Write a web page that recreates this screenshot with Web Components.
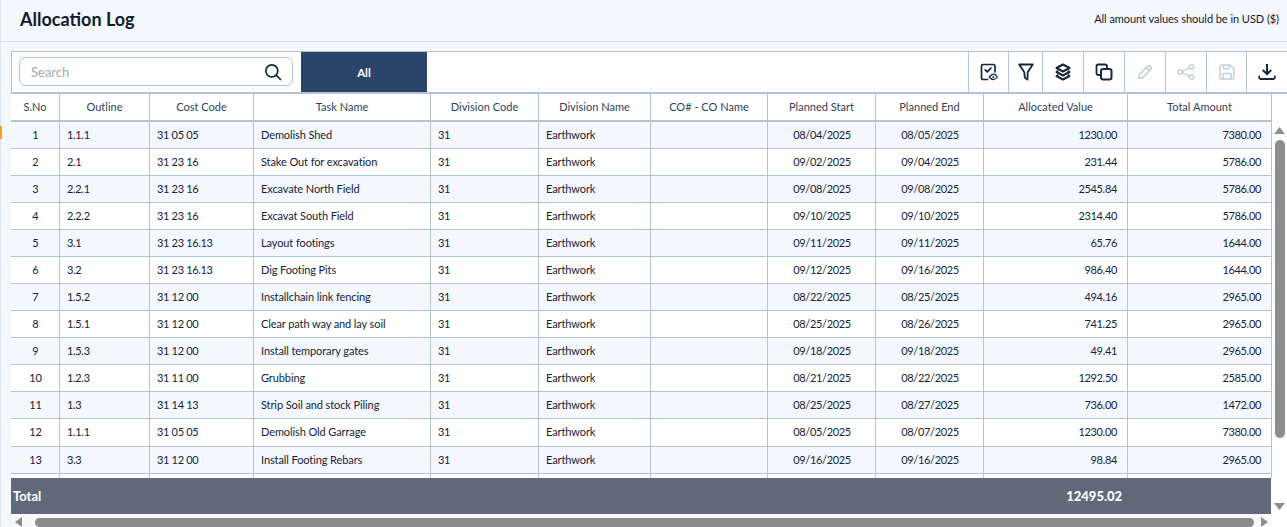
<!DOCTYPE html>
<html><head><meta charset="utf-8"><title>Allocation Log</title>
<style>
html,body{margin:0;height:527px;overflow:hidden;background:#f4f7fb;font-family:Lato,"Liberation Sans",sans-serif}
body{display:flex;flex-direction:column;width:1287px}
</style></head><body>
<log-page>
  <log-header slot="header" note="All amount values should be in USD ($)">Allocation Log</log-header>
  <log-toolbar slot="toolbar"></log-toolbar>
  <log-table slot="table"></log-table>
</log-page>
<script>
const sh=(el,html)=>{el.attachShadow({mode:'open'}).innerHTML=html};
customElements.define('log-page',class extends HTMLElement{constructor(){super();sh(this,`<style>
:host{display:flex;flex-direction:column;height:527px;border-left:1px solid #dde3ea;box-sizing:border-box;position:relative}
.body{display:flex;flex-direction:column;padding:9px 0 0 10px;flex:1;min-height:0}
.mark{position:absolute;left:-1px;top:126px;width:2px;height:13px;background:#f5a11e}
</style><slot name="header"></slot><div class="body"><slot name="toolbar"></slot><slot name="table"></slot></div><div class="mark"></div>`)}});
customElements.define('log-header',class extends HTMLElement{constructor(){super();sh(this,`<style>
:host{display:flex;align-items:center;justify-content:space-between;height:42px;box-sizing:border-box;border-bottom:1px solid #d5dde5;padding:0 8px 3px 19px;color:#101b2e;background:#f4f7fb}
h1{font:700 18px/24px Lato,sans-serif;margin:0}
span{font:400 11px/16px Lato,sans-serif;letter-spacing:-.05px}
</style><h1><slot></slot></h1><span>${this.getAttribute('note')}</span>`)}});
const ic={
review:`<svg width="18" height="18" viewBox="0 0 18 18" fill="none" stroke="#17263c" stroke-width="1.7" stroke-linecap="round" stroke-linejoin="round"><path d="M7.500 16.500H3.200Q1.500 16.500 1.500 14.800V3.200Q1.500 1.500 3.200 1.500h10.100q1.700 0 1.700 1.700V9"/><path d="M5.200 6.800l2 2 3.700-3.700"/><path d="M9.200 14q2.300-2.800 4.400-2.800t3.800 2.800q-1.700 2.600-3.800 2.600T9.200 14z" stroke-width="1.200"/><circle cx="13.400" cy="14" r="1" fill="#17263c" stroke="none"/></svg>`,
filter:`<svg width="16" height="18" viewBox="0 0 16 18" fill="none" stroke="#17263c" stroke-width="1.800" stroke-linejoin="round"><path d="M1.200 1.500h13.600L9.700 9.300 9.400 16.600 6.800 14.600 6.300 9.300z"/></svg>`,
layers:`<svg width="18" height="18" viewBox="0 0 18 18" fill="none" stroke="#17263c" stroke-width="2" stroke-linejoin="round"><path d="M9 1.500 15.500 5 9 8.500 2.500 5z"/><path d="M4.200 7.800 2.500 9 9 12.500 15.500 9l-1.700-1.200"/><path d="M4.200 11.800 2.500 13 9 16.500 15.500 13l-1.700-1.200"/></svg>`,
copy:`<svg width="18" height="18" viewBox="0 0 18 18" fill="none" stroke="#17263c" stroke-width="1.800" stroke-linejoin="round"><path d="M6 12H3.400Q1.500 12 1.500 10.100V3.400Q1.500 1.500 3.400 1.500h6.700Q12 1.500 12 3.400V6"/><rect x="6" y="6" width="10.500" height="10.500" rx="2.200" stroke-width="2"/></svg>`,
edit:`<svg width="16" height="16" viewBox="0 0 16 16" fill="none" stroke="#c3d0dc" stroke-width="1.600" stroke-linejoin="round"><path d="M1.500 14.500 2.400 10.500 10.500 2.200Q11.600 1.100 13 2.200l.9.9Q15 4.400 13.800 5.500L5.600 13.600z"/><path d="M9.200 3.600l3.300 3.300"/></svg>`,
share:`<svg width="18" height="16" viewBox="0 0 18 16" fill="none" stroke="#c3d0dc" stroke-width="1.500"><circle cx="3.200" cy="8" r="2.200"/><circle cx="14.600" cy="2.800" r="2.200"/><circle cx="14.600" cy="13.200" r="2.200"/><path d="M5.200 7.100 12.600 3.700M5.200 8.900l7.400 3.400"/></svg>`,
save:`<svg width="16" height="16" viewBox="0 0 16 16" fill="none" stroke="#c3d0dc" stroke-width="1.500" stroke-linejoin="round"><path d="M2.800 1H11l4 4v8.200Q15 15 13.200 15H2.800Q1 15 1 13.200V2.800Q1 1 2.800 1z"/><path d="M4.500 1v3.800h5.500V1M4 15V9.500h8V15"/></svg>`,
download:`<svg width="18" height="18" viewBox="0 0 18 18" fill="none" stroke="#17263c" stroke-width="2"><path d="M9 1V11M4.800 7 9 11.200 13.200 7"/><path d="M1.200 13.500v1q0 1.500 1.500 1.500h12.600q1.500 0 1.500-1.500v-1" stroke-linecap="round" stroke-width="1.800"/></svg>`,
search:`<svg width="18" height="18" viewBox="0 0 18 18" fill="none" stroke="#17263c" stroke-width="1.700" stroke-linecap="round"><circle cx="7.800" cy="7.800" r="6"/><path d="M12.300 12.300 16.500 16.500"/></svg>`};
customElements.define('log-toolbar',class extends HTMLElement{constructor(){super();
const w=[40,34,41,41,41,41,40,41];
const names=['review','filter','layers','copy','edit','share','save','download'];
sh(this,`<style>
:host{display:flex;height:43px;box-sizing:border-box;border:1px solid #b3c3d3;border-bottom-width:2px;border-right:0;background:#fff;width:1276px;flex:none}
.s{flex:none;padding:5px 8px 0 7px;width:274px}
.box{display:flex;align-items:center;justify-content:space-between;height:29px;width:274px;box-sizing:border-box;border:1px solid #b3c3d3;border-radius:6px;padding:0 10px 0 11px;color:#a3a9b2;font:400 13px Lato,sans-serif}
.tab{width:126px;flex:none;background:#2b4469;color:#fff;font:700 11.500px Lato,sans-serif;display:flex;align-items:center;justify-content:center}
.sp{flex:1}
.b{display:flex;align-items:center;justify-content:center;border-left:1px solid #b3c3d3;box-sizing:border-box;flex:none}
</style><div class="s"><div class="box"><span>Search</span>${ic.search}</div></div>
<div class="tab">All</div><div class="sp"></div>${names.map((n,i)=>`<div class="b" style="width:${w[i]}px">${ic[n]}</div>`).join('')}`)}});
const rows=[
[1,'1.1.1','31 05 05','Demolish Shed','08/04/2025','08/05/2025','1230.00','7380.00'],
[2,'2.1','31 23 16','Stake Out for excavation','09/02/2025','09/04/2025','231.44','5786.00'],
[3,'2.2.1','31 23 16','Excavate North Field','09/08/2025','09/08/2025','2545.84','5786.00'],
[4,'2.2.2','31 23 16','Excavat South Field','09/10/2025','09/10/2025','2314.40','5786.00'],
[5,'3.1','31 23 16.13','Layout footings','09/11/2025','09/11/2025','65.76','1644.00'],
[6,'3.2','31 23 16.13','Dig Footing Pits','09/12/2025','09/16/2025','986.40','1644.00'],
[7,'1.5.2','31 12 00','Installchain link fencing','08/22/2025','08/25/2025','494.16','2965.00'],
[8,'1.5.1','31 12 00','Clear path way and lay soil','08/25/2025','08/26/2025','741.25','2965.00'],
[9,'1.5.3','31 12 00','Install temporary gates','09/18/2025','09/18/2025','49.41','2965.00'],
[10,'1.2.3','31 11 00','Grubbing','08/21/2025','08/22/2025','1292.50','2585.00'],
[11,'1.3','31 14 13','Strip Soil and stock Piling','08/25/2025','08/27/2025','736.00','1472.00'],
[12,'1.1.1','31 05 05','Demolish Old Garrage','08/05/2025','08/07/2025','1230.00','7380.00'],
[13,'3.3','31 12 00','Install Footing Rebars','09/16/2025','09/16/2025','98.84','2965.00']];
const cols=[49,90,104,177,108,112,117,108,108,144,144];
const heads=['S.No','Outline','Cost Code','Task Name','Division Code','Division Name','CO# - CO Name','Planned Start','Planned End','Allocated Value','Total Amount'];
const tri=(d)=>({u:'M0 8 5.500 1 11 8z',d:'M0 1h11L5.500 8z',l:'M8 0v10L1 5z',r:'M1 0v10l7-5z'}[d]);
customElements.define('log-table',class extends HTMLElement{constructor(){super();
const cell=(t,c)=>`<div class="c ${c||''}">${t}</div>`;
const rowH=rows.map((r,i)=>`<div class="r ${i%2?'odd':'even'}" style="height:${i==11?28:27}px">${cell(r[0],'m')}${cell(r[1],'n')}${cell(r[2],'n')}${cell(r[3])}${cell('31','n')}${cell('Earthwork')}${cell('')}${cell(r[4],'m n')}${cell(r[5],'m n')}${cell(r[6],'e n')}${cell(r[7],'e n')}</div>`).join('');
sh(this,`<style>
:host{display:grid;grid-template-columns:1261px 15px;grid-template-rows:1fr 13px;flex:1;min-height:0;width:1276px;background:#fff;color:#14233a;font:400 11px Lato,sans-serif;letter-spacing:-.1px}
.t{display:flex;flex-direction:column;min-height:0;overflow:hidden;background:#fff}
.grid{--cols:${cols.map(x=>x+'px').join(' ')};flex:1;min-height:0;overflow:hidden}
.r,.h{display:grid;grid-template-columns:var(--cols);box-sizing:border-box;border-bottom:1px solid #b3c3d3}
.h{height:28px;border-bottom:2px solid #b3c3d3;background:#fff;color:#2f3f5c;letter-spacing:.02px}
.even{background:#f4f8fc}.odd{background:#fff}
.c{border-right:1px solid #b3c3d3;padding:0 7px 2px;display:flex;align-items:center;white-space:nowrap;min-width:0;height:100%;box-sizing:border-box}
.h .c{justify-content:center;padding:0 0 1px;height:26px}
.n{letter-spacing:-.33px}
.m{justify-content:center;padding-left:8px}.e{justify-content:flex-end;padding-right:10px}
.total{height:36px;width:1260px;flex:none;background:#5f6979;color:#fff;font:700 13px Lato,sans-serif;letter-spacing:0;display:flex;align-items:center;padding-left:2px;box-sizing:border-box}
.total b{margin-left:1025px}
.vs{display:flex;flex-direction:column;align-items:center;background:#fff;padding-top:32px;box-sizing:border-box}
.vs svg{display:block}
.vt{width:10px;height:298px;margin-top:5px;background:#8c8c8c;border-radius:5px}
.vd{margin-top:auto;margin-bottom:3px}
.hs{display:flex;align-items:center;background:#f8f9fb;padding-left:3px;grid-column:1;box-sizing:border-box}
.ht{width:1219px;height:9px;background:#8c8c8c;border-radius:5px;margin-left:12px;margin-top:3px}
.hs svg{margin-top:3px;flex:none}
.hs svg:last-child{margin-left:6px}
.corner{background:#fff}
</style>
<div class="t"><div class="grid"><div class="h">${heads.map(x=>cell(x)).join('')}</div>${rowH}<div class="r odd" style="border:0;height:6px">${cols.map(()=>cell('')).join('')}</div></div>
<div class="total">Total<b>12495.02</b></div></div>
<div class="vs"><svg width="11" height="9"><path fill="#8c8c8c" d="${tri('u')}"/></svg><div class="vt"></div><svg class="vd" width="11" height="9"><path fill="#8c8c8c" d="${tri('d')}"/></svg></div>
<div class="hs"><svg width="9" height="10"><path fill="#8c8c8c" d="${tri('l')}"/></svg><div class="ht"></div><svg width="9" height="10"><path fill="#8c8c8c" d="${tri('r')}"/></svg></div><div class="corner"></div>`)}});
</script></body></html>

### Goal of the exercise:
Copy each line above that contains the word "this".

### Task output:
Write a web page that recreates this screenshot with Web Components.
customElements.define('log-page',class extends HTMLElement{constructor(){super();sh(this,`<style>
customElements.define('log-header',class extends HTMLElement{constructor(){super();sh(this,`<style>
</style><h1><slot></slot></h1><span>${this.getAttribute('note')}</span>`)}});
sh(this,`<style>
sh(this,`<style>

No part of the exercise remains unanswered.